Religious Beliefs. Belau has been heavily missionized by Catholics, Seventh-Day Adventists, and Mormons. A nativistic movement, Modekngei, or "Let Us Go Forth Together," is a powerful religious and educational force. Except for some village gods (represented in stone monuments), the traditional pantheon has been replaced by the Christian trinity. Christianity and Modekngei provide the primary religious dogmas; the latter stresses purification rites and trances.
Religious Practitioners. Traditional male and female Religious specialists performed offerings to local gods ( chelid ) and, while in trance, spoke the messages and prophecies of the gods. Male titleholders served as ritual specialists in the domestic cult, focusing on manipulating ancestral spirits ( bladek ) through offerings of burnt coconut and small pieces of money. Today, Belauans can serve as Christian deacons, ministers, and priests; Modekngei utilizes ritual specialists.
Ceremonies.
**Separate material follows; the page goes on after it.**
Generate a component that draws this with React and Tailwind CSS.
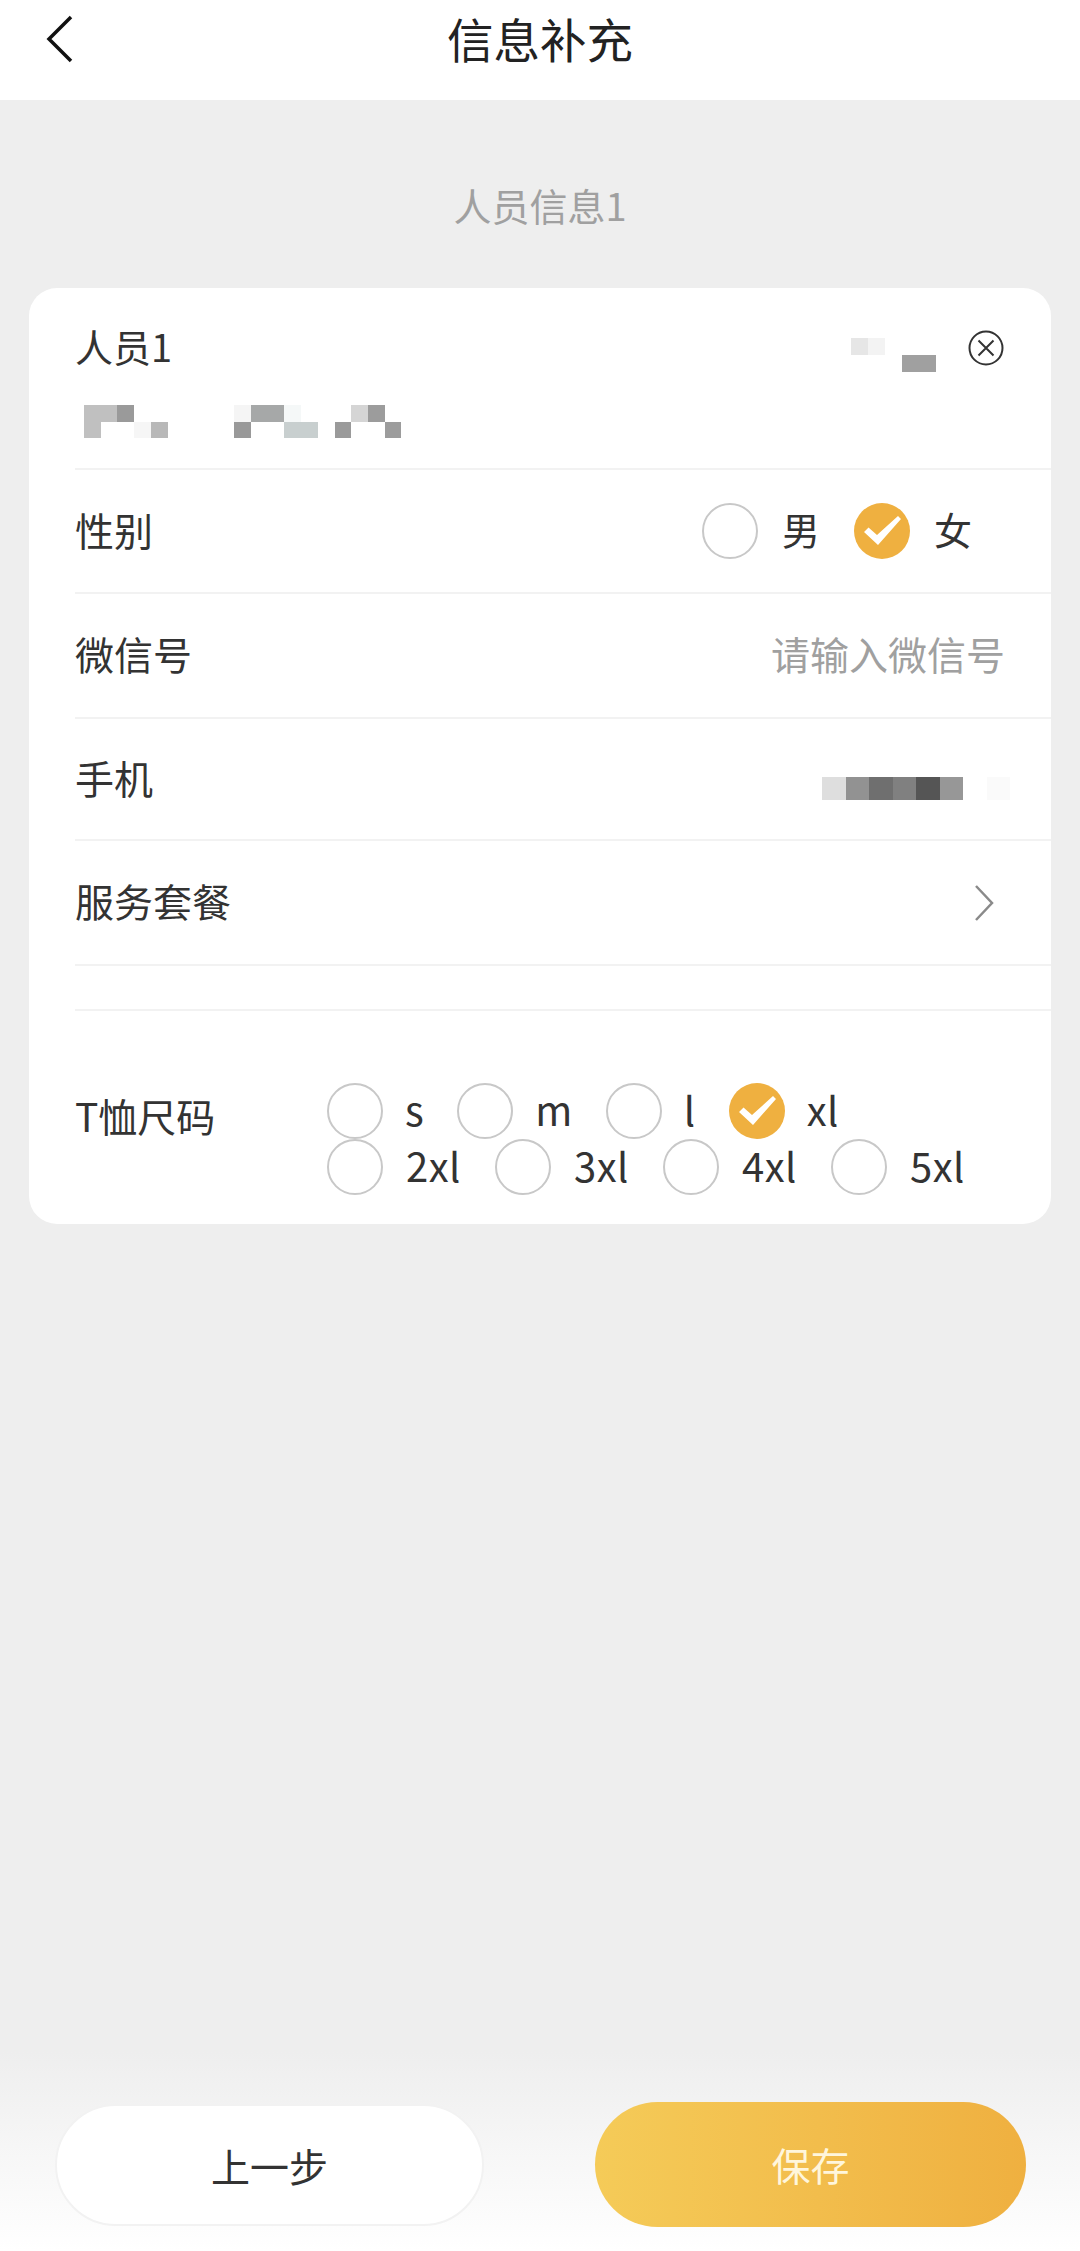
const font = 'font-["Noto_Sans_CJK_SC","Noto_Sans",sans-serif]';

// pixelated blur patches: [col, row, span, colour]
const nameBlur = [
  [0, 0, 2, '#c0c0c0'], [2, 0, 1, '#9a9a9a'], [0, 1, 1, '#c0c0c0'], [3, 1, 1, '#f6f6f6'], [4, 1, 1, '#b8b8b8'],
  [9, 0, 1, '#f5f5f5'], [10, 0, 2, '#a6a8a8'], [12, 0, 1, '#f5f8f8'], [9, 1, 1, '#999999'], [12, 1, 2, '#c8cfcf'],
  [15, 1, 1, '#9a9a9a'], [16, 0, 1, '#d5d5d5'], [17, 0, 1, '#9c9c9c'], [18, 1, 1, '#9c9c9c'],
];
const idBlur = [
  [0, 0, 1, '#e6e6e6'], [1, 0, 1, '#f3f3f3'], [3, 1, 2, '#a0a0a0'],
];
const phoneBlur = [
  [0, 0, 1, '#dedede'], [1, 0, 1, '#929292'], [2, 0, 1, '#6f6f6f'], [3, 0, 1, '#808080'],
  [4, 0, 1, '#555555'], [5, 0, 1, '#979797'], [7, 0, 1, '#fafafa'],
];

function Mosaic({ cells, size, cols, rows, h = size }) {
  return (
    <svg width={cols * size} height={rows * h} className="block shrink-0" shapeRendering="crispEdges">
      {cells.map(([x, y, span, fill], i) => (
        <rect key={i} x={x * size} y={y * h} width={span * size} height={h} fill={fill} />
      ))}
    </svg>
  );
}

function Radio({ label, checked, size, short }) {
  const gap = short ? 'mr-[33px]' : 'mr-[34px]';
  const labelGap = short ? 'ml-[22px]' : size ? 'ml-[23px]' : 'ml-[24px]';
  return (
    <div className={`flex items-center h-[56px] ${gap}`}>
      {checked ? (
        <div className="w-[56px] h-[56px] rounded-full bg-[#efb040]">
          <svg width="56" height="56" viewBox="0 0 56 56" fill="#fff">
            <path d="M10 29 L14.5 24.5 L23 32 L44 13 L47 16 L24 42 Z" />
          </svg>
        </div>
      ) : (
        <div className="w-[56px] h-[56px] rounded-full bg-white border-2 border-[#c8c8c8]" />
      )}
      <span className={`${labelGap} -mt-[4px] leading-none text-[#333] ${size ? 'text-[40px] tracking-[0.5px]' : 'text-[38px]'}`}>{label}</span>
    </div>
  );
}

function Row({ label, children, h }) {
  return (
    <div className={`flex items-center justify-between border-b-2 border-[#f2f2f2] pr-[46px] ${h}`}>
      <span className="text-[39px] -mt-[4px] leading-none text-[#333]">{label}</span>
      {children}
    </div>
  );
}

export default function App() {
  return (
    <div className={`${font} w-[1080px] min-h-[2251px] bg-[#eeeeee] flex flex-col`}>
      <header className="relative h-[100px] bg-white flex justify-center pt-[11px]">
        <svg className="absolute left-[44px] top-[14px]" width="32" height="50" viewBox="0 0 32 50" fill="none" stroke="#111" strokeWidth="3.5">
          <path d="M27 3 L5 25 L27 47" />
        </svg>
        <h1 className="text-[46.5px] leading-[54px] font-normal text-[#222]">信息补充</h1>
      </header>

      <div className="h-[188px] flex justify-center pt-[81px]">
        <span className="text-[38px] leading-[48px] text-[#a0a0a0]">人员信息1</span>
      </div>

      <main className="mx-[29px] bg-white rounded-[28px]">
        <div className="h-[182px] ml-[46px] border-b-2 border-[#f2f2f2] pr-[47px]">
          <div className="flex items-center justify-between pt-[36px] h-[84px]">
            <span className="text-[38px] -mt-[4px] leading-none text-[#333]">人员1</span>
            <div className="flex items-center gap-[32px]">
              <div className="mt-[14px]">
                <Mosaic cells={idBlur} size={17} cols={5} rows={2} />
              </div>
              <svg width="36" height="36" viewBox="0 0 36 36" fill="none" stroke="#333" strokeWidth="2">
                <circle cx="18" cy="18" r="16.5" />
                <path d="M10.5 10.5 L25.5 25.5 M25.5 10.5 L10.5 25.5" />
              </svg>
            </div>
          </div>
          <div className="pt-[33px] pl-[9px]">
            <Mosaic cells={nameBlur} size={16.7} cols={19} rows={2} />
          </div>
        </div>

        <div className="ml-[46px]">
          <Row label="性别" h="h-[124px]">
            <div className="flex -mr-[1px]">
              <Radio label="男" />
              <Radio label="女" checked />
            </div>
          </Row>
          <Row label="微信号" h="h-[125px]">
            <span className="text-[39px] -mt-[4px] leading-none text-[#a0a0a0]">请输入微信号</span>
          </Row>
          <Row label="手机" h="h-[122px]">
            <div className="pt-[18px] -mr-[5px]">
              <Mosaic cells={phoneBlur} size={23.5} h={23} cols={8} rows={1} />
            </div>
          </Row>
          <Row label="服务套餐" h="h-[125px]">
            <svg className="mr-[9px]" width="24" height="38" viewBox="0 0 24 38" fill="none" stroke="#8a8a8a" strokeWidth="2.5">
              <path d="M4 2 L20 19 L4 36" />
            </svg>
          </Row>
          <div className="h-[45px] border-b-2 border-[#f2f2f2]" />

          <div className="h-[213px] flex pt-[72px]">
            <span className="w-[252px] shrink-0 pt-[4px] text-[39px] leading-[56px] text-[#333]">T恤尺码</span>
            <div className="flex flex-col">
              <div className="flex">
                <Radio size short label="s" />
                <Radio size short label="m" />
                <Radio size short label="l" />
                <Radio size short label="xl" checked />
              </div>
              <div className="flex">
                <Radio size label="2xl" />
                <Radio size label="3xl" />
                <Radio size label="4xl" />
                <Radio size label="5xl" />
              </div>
            </div>
          </div>
        </div>
      </main>

      <footer className="mt-auto h-[200px] bg-gradient-to-b from-[#eeeeee] to-white flex items-start pl-[55px] pt-[51px] gap-[111px]">
        <button className="mt-[2px] w-[429px] h-[122px] rounded-full bg-white border-2 border-[#f2f2f2] text-[39px] text-[#333]">上一步</button>
        <button className="w-[431px] h-[125px] rounded-full bg-gradient-to-r from-[#f5cb58] to-[#efb040] text-[39px] text-[#fff6dc]">保存</button>
      </footer>
    </div>
  );
}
Important traditional ceremonies include interdistrict dancing festivals ( ruk ) and competitive feasts Between local fishermen's clubs ( onged). Protestants and Catholics observe the principal festivals of the Christian calendar; followers of Modekngei assemble weekly at the ritual center in Ibobang.
Arts. Skills such as canoe building and decorative wood carving are currently being revived as folk art. "Storyboard" carvings depicting events from folklore are a major tourist item. Local dance teams perform at festivals; older women sing archaic funeral chants and songs. Storytelling is a highly respected form of verbal art.
Medicine. Western medicine is available at the central hospital in Koror and in village clinics; villages place a high value on public health and sanitation. Traditional curing employs herbal medicines applied on the side of the body opposite the affected part.
Death and Afterlife. Funerals are costly, elaborate rituals. The deceased's female relatives maintain a mourning period, and male relatives collect financial contributions to be distributed to heirs at a subsequent ceremonial occasion called "death settlement talks." Burial takes place in community graveyards, although formerly burial was under the house platform. A week after burial, close relatives meet again to pave the grave and to send the spirit to its final resting place in the southern part of the archipelago.